Calderón took his advice, and in the late 1990s began making guest appearances on albums by other artists in the young genre. Many of these tracks, written by Calderón himself, were later collected on Calderón's CD El Enemy de los Guasíbiri, These tracks attracted attention, and he was sought out by non-Puerto Rican hip-hop artists such as the Haitian-American Wyclef Jean. "I've got to do reggaeton in order to make people listen to my social stuff," Calderón explained to the New York Times. "I'm getting them to dance, and then I'm getting them to think a little bit." Calderón became a major attraction, but he still had no album of his own.
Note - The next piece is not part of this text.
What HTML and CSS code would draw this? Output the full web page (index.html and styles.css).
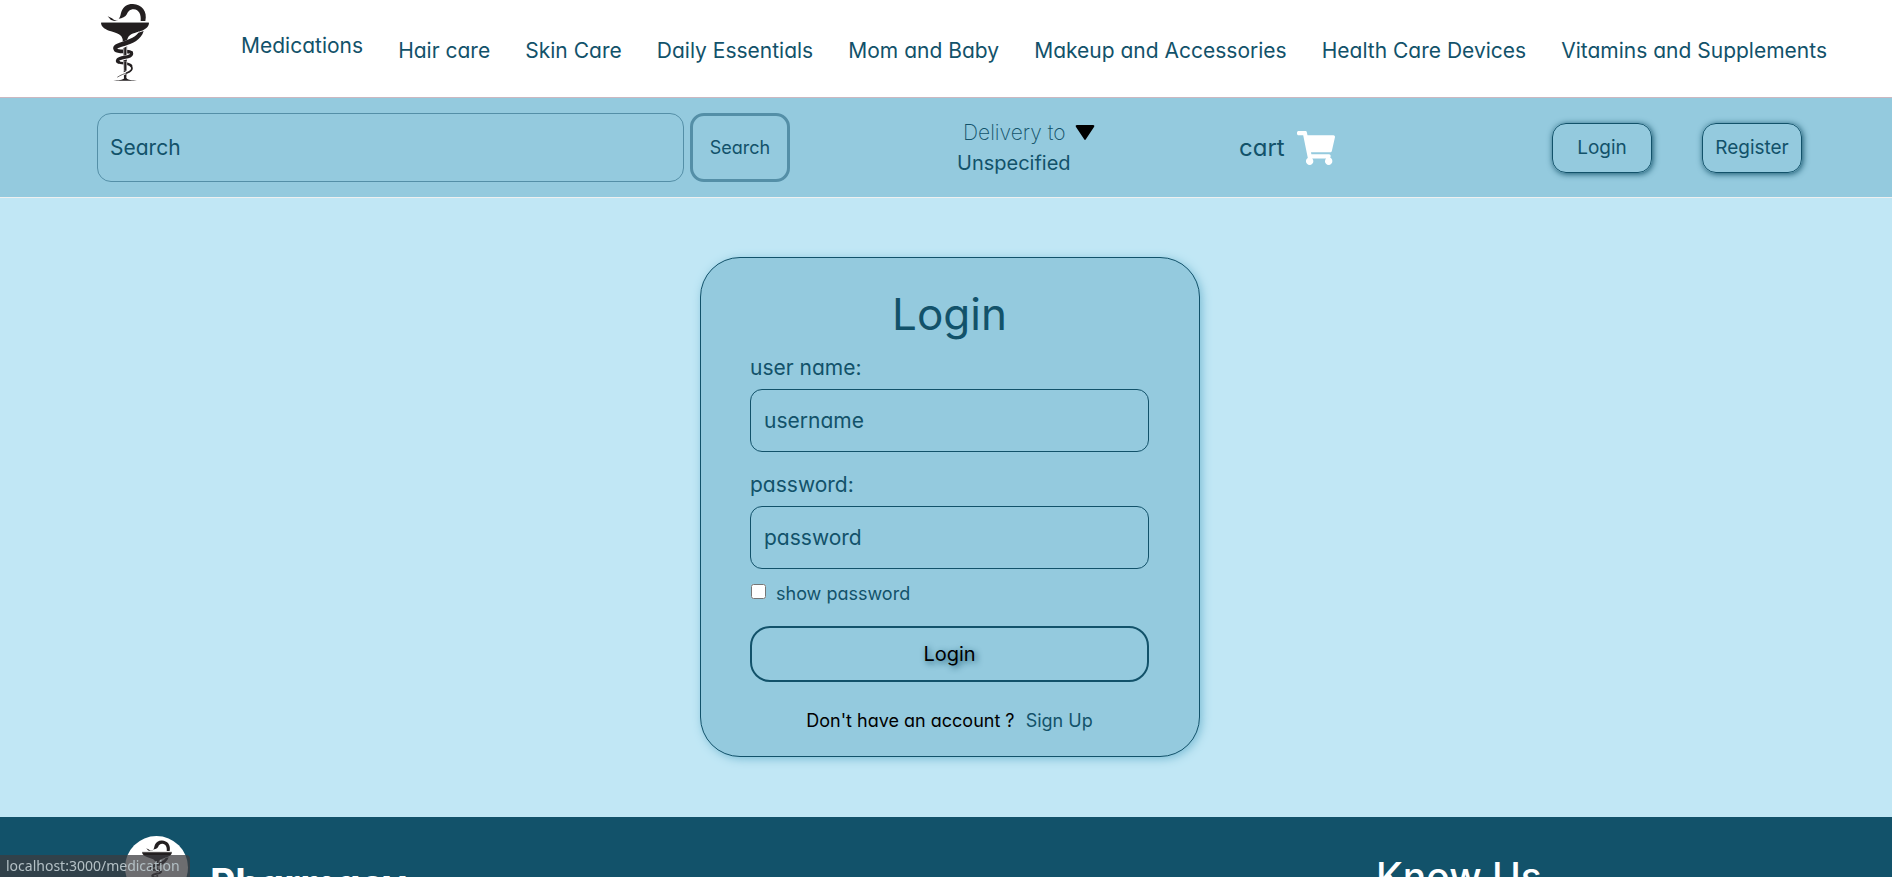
FILE: index.html
```html
<!DOCTYPE html>
<html lang="en">
<head>
<meta charset="utf-8">
<meta name="viewport" content="width=device-width, initial-scale=1">
<title>Pharmacy - Login</title>
<link rel="stylesheet" href="styles.css">
</head>
<body>
<svg class="symbols" aria-hidden="true">
  <symbol id="rod" viewBox="0 0 180 270">
    <path d="M18 66H162L161 69H19Z" fill="#999"/>
    <path d="M18 69H162C161 83 147 91 132 95C113 100 101 103 97 118L94 236H87L83 118C80 104 68 100 48 94C32 89 19 82 18 69Z"/>
    <path d="M151 63H137C139 44 132 29 116 28C104 28 99 35 96 42C91 51 82 55 71 56C77 51 76 43 80 33C86 19 99 11 114 12C140 13 158 34 151 63Z"/>
    <path d="M73 56C65 65 57 61 51 55L38 49L48 60L41 57C54 62 62 68 73 56Z"/>
    <g fill="none" stroke-linecap="round">
      <path d="M62 150C72 158 98 150 108 158" stroke="currentColor" stroke-width="11"/>
      <path d="M70 186C80 193 98 186 108 197" stroke="currentColor" stroke-width="8"/>
      <path d="M91 140V170M91 184V212" stroke="#fff" stroke-width="11" stroke-linecap="butt"/>
      <path d="M91 140V170M91 184V212" stroke="currentColor" stroke-width="7" stroke-linecap="butt"/>
      <path d="M138 99C125 122 96 130 77 137" stroke="#fff" stroke-width="18" stroke-linecap="butt"/>
      <path d="M109 162C105 173 83 173 74 177" stroke="#fff" stroke-width="14" stroke-linecap="butt"/>
      <path d="M110 203C106 217 86 219 70 230" stroke="#fff" stroke-width="8" stroke-linecap="butt"/>
      <path d="M109 158C115 174 77 170 69 179Q66 183 70 186" stroke="currentColor" stroke-width="10"/>
      <path d="M108 197C116 208 106 215 95 219" stroke="currentColor" stroke-width="5"/>
      <path d="M97 218C86 222 77 225 68 231" stroke="currentColor" stroke-width="2"/>
    </g>
    <path d="M146 93C138 120 112 131 91 137C75 141 65 144 67 149L62 154C51 149 52 137 66 131C90 121 121 114 130 98Z"/>
    <path d="M55 242C69 240 84 241 88 234H94C98 241 112 240 126 242Z"/>
  </symbol>
</svg>

<header class="categories">
  <a class="brand" href="#" aria-label="Pharmacy home"><svg><use href="#rod"/></svg></a>
  <nav class="category-nav">
    <a class="is-hovered" href="#">Medications</a>
    <a href="#">Hair care</a>
    <a href="#">Skin Care</a>
    <a href="#">Daily Essentials</a>
    <a href="#">Mom and Baby</a>
    <a href="#">Makeup and Accessories</a>
    <a href="#">Health Care Devices</a>
    <a href="#">Vitamins and Supplements</a>
  </nav>
</header>

<div class="toolbar">
  <form class="search">
    <input type="search" placeholder="Search" aria-label="Search">
    <button type="button">Search</button>
  </form>
  <div class="delivery">
    <button class="delivery-toggle" type="button">Delivery to
      <svg viewBox="0 0 20 16"><path d="M2 0H18Q20 0 19 2L11 14Q10 16 9 14L1 2Q0 0 2 0Z"/></svg>
    </button>
    <span class="delivery-place">Unspecified</span>
  </div>
  <a class="cart" href="#">cart
    <svg viewBox="0 0 576 512"><path d="M528.12 301.319l47.273-208C578.806 78.301 567.391 64 551.99 64H159.208l-9.166-44.81C147.758 8.021 137.93 0 126.529 0H24C10.745 0 0 10.745 0 24v16c0 13.255 10.745 24 24 24h69.883l70.248 343.435C147.325 417.1 136 435.222 136 456c0 30.928 25.072 56 56 56s56-25.072 56-56c0-15.674-6.447-29.835-16.824-40h209.647C430.447 426.165 424 440.326 424 456c0 30.928 25.072 56 56 56s56-25.072 56-56c0-22.172-12.888-41.332-31.579-50.405l5.517-24.276c3.413-15.018-8.002-29.319-23.403-29.319H218.117l-6.545-32h293.145c11.206 0 20.92-7.754 23.403-18.681z"/></svg>
  </a>
  <div class="account">
    <button type="button">Login</button>
    <button type="button">Register</button>
  </div>
</div>

<main class="page">
  <form class="card">
    <h1>Login</h1>
    <div class="field">
      <label for="username">user name:</label>
      <input id="username" type="text" placeholder="username">
    </div>
    <div class="field">
      <label for="password">password:</label>
      <input id="password" type="password" placeholder="password">
    </div>
    <div class="show-password">
      <input id="show" type="checkbox">
      <label for="show">show password</label>
    </div>
    <button class="submit" type="button">Login</button>
    <p class="signup">Don't have an account ? <a href="#">Sign Up</a></p>
  </form>
</main>

<footer class="footer">
  <div class="footer-brand">
    <span class="footer-logo"><svg><use href="#rod"/></svg></span>
    <h2>Pharmacy</h2>
  </div>
  <h2 class="footer-know">Know Us</h2>
</footer>
<div class="link-status">localhost:3000/medication</div>
</body>
</html>
```
FILE: styles.css
```css
* { box-sizing: border-box; }

:root {
  --ink: #12526a;
  --panel: #94cade;
  --edge: #548fa7;
}

body {
  margin: 0;
  height: 100vh;
  overflow: hidden;
  display: flex;
  flex-direction: column;
  background: #c1e7f5;
  color: var(--ink);
  font-family: Inter, "Open Sans", sans-serif;
  font-feature-settings: "cv11";
  font-size: 21px;
  line-height: 30px;
}

a { color: inherit; text-decoration: none; }
h1, h2, p { margin: 0; }
button, input { font: inherit; font-feature-settings: inherit; color: inherit; background: transparent; }
button { padding: 0; cursor: pointer; }
input::placeholder { color: var(--ink); opacity: 1; }
.symbols { position: absolute; width: 0; height: 0; }

.categories {
  flex: none;
  display: flex;
  align-items: flex-start;
  height: 98px;
  padding: 0 65px 0 95px;
  background: #fff;
  border-bottom: 1px solid #cbb8c1;
}
.brand { flex: none; width: 146px; }
.brand svg { display: block; width: 60px; height: 90px; color: #231f20; fill: currentColor; }
.category-nav {
  flex: 1;
  display: flex;
  justify-content: space-between;
  padding-top: 36px;
  white-space: nowrap;
}
.category-nav .is-hovered { margin-top: -5px; }

.toolbar {
  flex: none;
  display: grid;
  grid-template-columns: 860fr 282fr 313fr 250fr;
  align-items: center;
  height: 100px;
  padding: 0 90px 0 97px;
  background: var(--panel);
  border-bottom: 1px solid #eef0f0;
}
.search { display: flex; gap: 6px; height: 69px; margin-right: 167px; }
.search input {
  flex: 1;
  min-width: 0;
  padding: 0 12px;
  border: 1px solid var(--edge);
  border-radius: 14px;
  appearance: none;
}
.search button {
  width: 100px;
  border: 3px solid var(--edge);
  border-radius: 14px;
  font-size: 18px;
}
.delivery { display: flex; flex-direction: column; align-items: flex-start; }
.delivery-toggle {
  display: flex;
  align-items: center;
  gap: 9px;
  padding-left: 6px;
  border: 0;
  font-weight: 200;
}
.delivery-toggle svg { width: 20px; height: 16px; fill: #000; }
.delivery-place { font-size: 20px; }
.cart { display: flex; align-items: center; gap: 12px; font-size: 24px; }
.cart svg { width: 38px; height: 34px; fill: #fff; }
.account { display: flex; justify-content: space-between; }
.account button {
  width: 100px;
  height: 50px;
  border: 1px solid var(--ink);
  border-radius: 14px;
  box-shadow: 1px 1px 6px var(--ink);
  font-size: 19px;
}

.page { flex: none; display: flex; justify-content: center; padding: 59px 0 60px 8px; }
.card {
  width: 500px;
  padding: 26px 50px 20px 49px;
  background: var(--panel);
  border: 1px solid var(--ink);
  border-radius: 40px;
  box-shadow: 2px 2px 10px #7cbdd5;
}
.card h1 {
  margin-bottom: 9px;
  font-size: 44px;
  font-weight: 400;
  line-height: 60px;
  text-align: center;
}
.field { margin-bottom: 18px; }
.field label { display: block; margin-bottom: 6px; }
.field input {
  display: block;
  width: 100%;
  height: 63px;
  padding: 0 13px;
  border: 1px solid var(--ink);
  border-radius: 12px;
}
.show-password { display: flex; gap: 10px; margin-top: -8px; font-size: 18px; }
.show-password input { width: 15px; height: 15px; margin: 5px 0 0 1px; }
.submit {
  display: block;
  width: 100%;
  height: 56px;
  margin: 17px 0 24px;
  border: 2px solid var(--ink);
  border-radius: 20px;
  color: #000;
  font-size: 20px;
  text-shadow: 2px 2px 6px var(--ink);
}
.signup { color: #000; font-size: 18px; text-align: center; }
.signup a { margin-left: 6px; color: var(--ink); }

.footer {
  flex: 1;
  display: flex;
  min-height: 0;
  overflow: hidden;
  padding: 19px 125px 0;
  background: var(--ink);
  color: #fff;
}
.footer h2 { font-size: 39px; line-height: 50px; }
.footer-brand { display: flex; flex: none; gap: 22px; width: 1251px; }
.footer-brand h2 { padding-top: 22px; }
.footer-logo {
  flex: none;
  width: 63px;
  height: 63px;
  border-radius: 50%;
  background: #fff;
}
.footer-logo svg { display: block; width: 38px; height: 56px; margin: 2px auto; color: #231f20; fill: currentColor; }
.footer .footer-know { padding-top: 16px; font-weight: 500; }

.link-status {
  position: fixed;
  left: 0;
  bottom: 0;
  padding: 0 10px 0 6px;
  border-radius: 0 4px 0 0;
  background: rgba(60, 60, 64, 0.75);
  color: #b4c0c5;
  font: 14px/22px "Noto Sans", sans-serif;
}
```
That changed when Calderón released El Abayarde in late 2002. The album was a mixed bag, with hints of Dominican merengue (Calderón numbered Dominicans as some of his strongest fans outside Puerto Rico) and a pure salsa track, "Planté Bandera," in addition to hip-hop. All Music Guide's Alex Henderson characterized El Abayarde as "an intriguing effort," and detected influences ranging from salsa king Willie Colón to progressive Panamanian musician Rubén Blades, to rapper Tupac Shakur. Calderón blended Afro-Cuban percussion into his sound, an important step forward for reggaeton, and the album became a smash. It sold over 150,000 copies in Puerto Rico alone, and suddenly, in March of 2003, Calderón was playing the 7,000-seat Roberto Clemente Coliseum in Puerto Rico. When the album was released on the United States mainland in the summer of 2003, it added tens of thousands more copies to its sales total. "You couldn't walk down a street in any of the city's sizable Puerto Rican or Dominican neighborhoods without hearing the beats of "Pa Que Retozen" or "Loiza," noted New York's Village Voice. Calderón was nominated for a 2003 Latin Grammy award, and a massive Reggaeton Summerfest at New York's Madison Square Garden in August of 2003, headlining Calderón and featuring 20 other reggaeton artists, drew a crowd of 12,000.

El Enemy de los Guasíbiri was issued as a follow-up and made its debut in the top five of Billboard magazine's Top Latin Albums chart in January of 2004. With sales muscle like that, Calderón became attractive to major advertisers such as cognac-maker Hennessy, which signed Calderón to a marketing deal in 2004. Calderón's career had been carefully shepherded along by a public-relations agency, Puerto Rico's Acisum Group.

Yet Calderón didn't lose his socially conscious edge. His lyrics often dealt with racism and social problems, and he sometimes said that he identified himself more as black than as Puerto Rican.

In the summer of 2005, Calderón signed a deal between Atlantic Records and his own independent label, Jiggiri Records, making him the first reggaeton artist to have a deal with a major record company.

In 2006, Calderón and both companies published The Underdog/El Subestimado. He noted that the production includes influence from several Afro-Caribbean rhythms including Reggae, Salsa, Bomba and Rumba. This production featured the guests appearances of Buju Banton, Voltio, Bataklán, Eddie Dee, Luis Cabán, Yandel, Zion, Chyno Nyno, Don Omar and Oscar D'León. Several producers were involved in the album, including Cookee, Major League, Salaam Remi, Eric Figueroa, Luny Tunes, DJ Nelson, Danny Fornaris, DJ Nesty, Naldo, DJ Joe, DJ Fat and Echo & Diesel. At the presentation party for the album, Calderón explained that he no longer considers himself as a reggaeton artist because this genre of music has become too commercial. Noting that reggaeton is becoming too similar to pop music and that he does not let his children listen to it at home unless it is on the radio.